[Information shown]:
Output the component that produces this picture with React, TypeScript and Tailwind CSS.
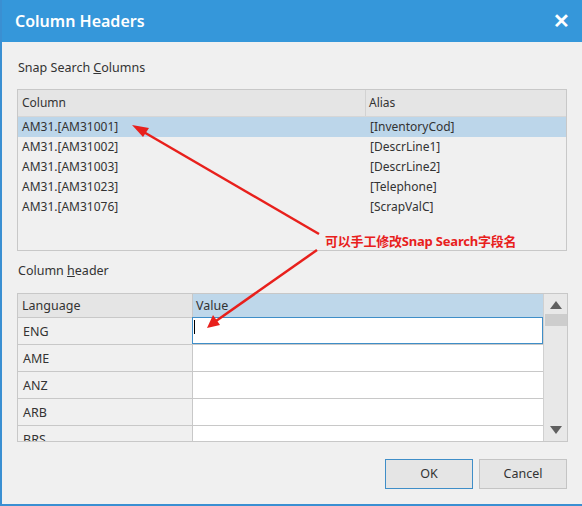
import React from "react";

const topRows = [
  ["AM31.[AM31001]", "[InventoryCod]"],
  ["AM31.[AM31002]", "[DescrLine1]"],
  ["AM31.[AM31003]", "[DescrLine2]"],
  ["AM31.[AM31023]", "[Telephone]"],
  ["AM31.[AM31076]", "[ScrapValC]"],
];

const langs = ["ENG", "AME", "ANZ", "ARB", "BRS"];

export default function App() {
  return (
    <div
      className="relative w-[582px] h-[506px] overflow-hidden bg-[#f0f0f0] border-l-2 border-b-2 border-[#3a8fd2] text-[#333333]"
      style={{ fontFamily: '"Noto Sans", "Open Sans", "Noto Sans CJK SC", sans-serif' }}
    >
      {/* Title bar */}
      <div className="h-[42px] bg-[#3597da] flex items-center justify-between pl-[13px] pr-[12px]">
        <span className="text-white text-[16px] font-semibold">Column Headers</span>
        <span className="text-white text-[20px] font-bold leading-none">✕</span>
      </div>

      <div className="pl-[15px] pr-[15px]">
        <div className="mt-[16px] h-[20px] flex items-center text-[12.5px] pl-[1px]">
          Snap Search&nbsp;<span className="underline">C</span>olumns
        </div>

        {/* Top grid */}
        <div className="mt-[11px] w-[550px] h-[162px] border border-[#c8c8c8] bg-[#f0f0f0] text-[12px]">
          <div className="flex h-[27px] bg-[#e5e5e5] border-b border-[#d6d6d6]">
            <div className="w-[348px] border-r border-[#d2d2d2] flex items-center pl-[4px]">Column</div>
            <div className="flex-1 flex items-center pl-[3px]">Alias</div>
          </div>
          {topRows.map((r, i) => (
            <div
              key={i}
              className={`flex h-[20px] items-center ${i === 0 ? "bg-[#bcd6ea]" : ""}`}
            >
              <div className="w-[348px] pl-[4px]">{r[0]}</div>
              <div className="flex-1 pl-[4px]">{r[1]}</div>
            </div>
          ))}
        </div>

        <div className="mt-[10px] h-[20px] flex items-center text-[12.5px] pl-[1px]">
          Column&nbsp;<span className="underline">h</span>eader
        </div>

        {/* Bottom grid */}
        <div className="mt-[12px] w-[551px] h-[149px] border border-[#c8c8c8] flex text-[12.5px] overflow-hidden">
          <div className="w-[526px] flex flex-col">
            <div className="flex h-[24px] shrink-0 border-b border-[#c8c8c8]">
              <div className="w-[175px] bg-[#e5e5e5] border-r border-[#c8c8c8] flex items-center pl-[4px] pt-[2px]">Language</div>
              <div className="flex-1 bg-[#bed7ea] flex items-center pl-[3px] pt-[2px]">Value</div>
            </div>
            {langs.map((l, i) => (
              <div key={l} className="flex h-[27px] shrink-0 border-b border-[#c8c8c8]">
                <div className="w-[175px] bg-[#f0f0f0] border-r border-[#c8c8c8] flex items-center pl-[5px] pt-[3px]">{l}</div>
                <div
                  className={`flex-1 bg-white ${i === 0 ? "border border-[#3f8ec8] -mt-[1px] -ml-[1px] flex items-start pt-[2px] pl-[1px]" : ""}`}
                >
                  {i === 0 && <div className="w-[1px] h-[14px] bg-black" />}
                </div>
              </div>
            ))}
          </div>
          <div className="w-[24px] bg-[#e8e8e8] border-l border-[#d0d0d0] relative">
            <svg className="absolute left-[6px] top-[7px]" width="12" height="8" viewBox="0 0 12 8">
              <polygon points="6,0 12,8 0,8" fill="#606060" />
            </svg>
            <div className="absolute left-[1px] right-0 top-[20px] h-[12px] bg-[#cdcdcd]" />
            <svg className="absolute left-[6px] bottom-[7px]" width="12" height="8" viewBox="0 0 12 8">
              <polygon points="0,0 12,0 6,8" fill="#606060" />
            </svg>
          </div>
        </div>

        {/* Buttons */}
        <div className="mt-[17px] flex justify-end gap-[6px] w-[550px] text-[12.5px]">
          <button className="w-[88px] h-[30px] bg-[#e5e5e5] border border-[#3f8ec8] flex items-center justify-center">OK</button>
          <button className="w-[88px] h-[30px] bg-[#e5e5e5] border border-[#c4c4c4] flex items-center justify-center">Cancel</button>
        </div>
      </div>

      {/* Annotation */}
      <svg className="absolute left-0 top-0 pointer-events-none" width="582" height="506" viewBox="0 0 582 506">
        <line x1="317" y1="234" x2="140" y2="131" stroke="#e8201c" strokeWidth="2.5" />
        <polygon points="130,125 147,128 141,137" fill="#e8201c" />
        <line x1="315" y1="250" x2="214" y2="321" stroke="#e8201c" strokeWidth="2.5" />
        <polygon points="205,328 211,315 218,325" fill="#e8201c" />
      </svg>
      <div
        className="absolute left-[323px] top-[232px] text-[13px] font-bold text-[#e8201c] whitespace-nowrap tracking-[-0.2px]"
        style={{ fontFamily: '"Noto Sans", "Noto Sans CJK SC", sans-serif' }}
      >
        可以手工修改Snap Search字段名
      </div>
    </div>
  );
}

[Written instruction]:
All the material shown above is to be copied exactly, with no pictures carried over.

[Exercise result]:
Output the component that produces this picture with React, TypeScript and Tailwind CSS.
import React from "react";

const topRows = [
  ["AM31.[AM31001]", "[InventoryCod]"],
  ["AM31.[AM31002]", "[DescrLine1]"],
  ["AM31.[AM31003]", "[DescrLine2]"],
  ["AM31.[AM31023]", "[Telephone]"],
  ["AM31.[AM31076]", "[ScrapValC]"],
];

const langs = ["ENG", "AME", "ANZ", "ARB", "BRS"];

export default function App() {
  return (
    <div
      className="relative w-[582px] h-[506px] overflow-hidden bg-[#f0f0f0] border-l-2 border-b-2 border-[#3a8fd2] text-[#333333]"
      style={{ fontFamily: '"Noto Sans", "Open Sans", "Noto Sans CJK SC", sans-serif' }}
    >
      {/* Title bar */}
      <div className="h-[42px] bg-[#3597da] flex items-center justify-between pl-[13px] pr-[12px]">
        <span className="text-white text-[16px] font-semibold">Column Headers</span>
        <span className="text-white text-[20px] font-bold leading-none">✕</span>
      </div>

      <div className="pl-[15px] pr-[15px]">
        <div className="mt-[16px] h-[20px] flex items-center text-[12.5px] pl-[1px]">
          Snap Search&nbsp;<span className="underline">C</span>olumns
        </div>

        {/* Top grid */}
        <div className="mt-[11px] w-[550px] h-[162px] border border-[#c8c8c8] bg-[#f0f0f0] text-[12px]">
          <div className="flex h-[27px] bg-[#e5e5e5] border-b border-[#d6d6d6]">
            <div className="w-[348px] border-r border-[#d2d2d2] flex items-center pl-[4px]">Column</div>
            <div className="flex-1 flex items-center pl-[3px]">Alias</div>
          </div>
          {topRows.map((r, i) => (
            <div
              key={i}
              className={`flex h-[20px] items-center ${i === 0 ? "bg-[#bcd6ea]" : ""}`}
            >
              <div className="w-[348px] pl-[4px]">{r[0]}</div>
              <div className="flex-1 pl-[4px]">{r[1]}</div>
            </div>
          ))}
        </div>

        <div className="mt-[10px] h-[20px] flex items-center text-[12.5px] pl-[1px]">
          Column&nbsp;<span className="underline">h</span>eader
        </div>

        {/* Bottom grid */}
        <div className="mt-[12px] w-[551px] h-[149px] border border-[#c8c8c8] flex text-[12.5px] overflow-hidden">
          <div className="w-[526px] flex flex-col">
            <div className="flex h-[24px] shrink-0 border-b border-[#c8c8c8]">
              <div className="w-[175px] bg-[#e5e5e5] border-r border-[#c8c8c8] flex items-center pl-[4px] pt-[2px]">Language</div>
              <div className="flex-1 bg-[#bed7ea] flex items-center pl-[3px] pt-[2px]">Value</div>
            </div>
            {langs.map((l, i) => (
              <div key={l} className="flex h-[27px] shrink-0 border-b border-[#c8c8c8]">
                <div className="w-[175px] bg-[#f0f0f0] border-r border-[#c8c8c8] flex items-center pl-[5px] pt-[3px]">{l}</div>
                <div
                  className={`flex-1 bg-white ${i === 0 ? "border border-[#3f8ec8] -mt-[1px] -ml-[1px] flex items-start pt-[2px] pl-[1px]" : ""}`}
                >
                  {i === 0 && <div className="w-[1px] h-[14px] bg-black" />}
                </div>
              </div>
            ))}
          </div>
          <div className="w-[24px] bg-[#e8e8e8] border-l border-[#d0d0d0] relative">
            <svg className="absolute left-[6px] top-[7px]" width="12" height="8" viewBox="0 0 12 8">
              <polygon points="6,0 12,8 0,8" fill="#606060" />
            </svg>
            <div className="absolute left-[1px] right-0 top-[20px] h-[12px] bg-[#cdcdcd]" />
            <svg className="absolute left-[6px] bottom-[7px]" width="12" height="8" viewBox="0 0 12 8">
              <polygon points="0,0 12,0 6,8" fill="#606060" />
            </svg>
          </div>
        </div>

        {/* Buttons */}
        <div className="mt-[17px] flex justify-end gap-[6px] w-[550px] text-[12.5px]">
          <button className="w-[88px] h-[30px] bg-[#e5e5e5] border border-[#3f8ec8] flex items-center justify-center">OK</button>
          <button className="w-[88px] h-[30px] bg-[#e5e5e5] border border-[#c4c4c4] flex items-center justify-center">Cancel</button>
        </div>
      </div>

      {/* Annotation */}
      <svg className="absolute left-0 top-0 pointer-events-none" width="582" height="506" viewBox="0 0 582 506">
        <line x1="317" y1="234" x2="140" y2="131" stroke="#e8201c" strokeWidth="2.5" />
        <polygon points="130,125 147,128 141,137" fill="#e8201c" />
        <line x1="315" y1="250" x2="214" y2="321" stroke="#e8201c" strokeWidth="2.5" />
        <polygon points="205,328 211,315 218,325" fill="#e8201c" />
      </svg>
      <div
        className="absolute left-[323px] top-[232px] text-[13px] font-bold text-[#e8201c] whitespace-nowrap tracking-[-0.2px]"
        style={{ fontFamily: '"Noto Sans", "Noto Sans CJK SC", sans-serif' }}
      >
        可以手工修改Snap Search字段名
      </div>
    </div>
  );
}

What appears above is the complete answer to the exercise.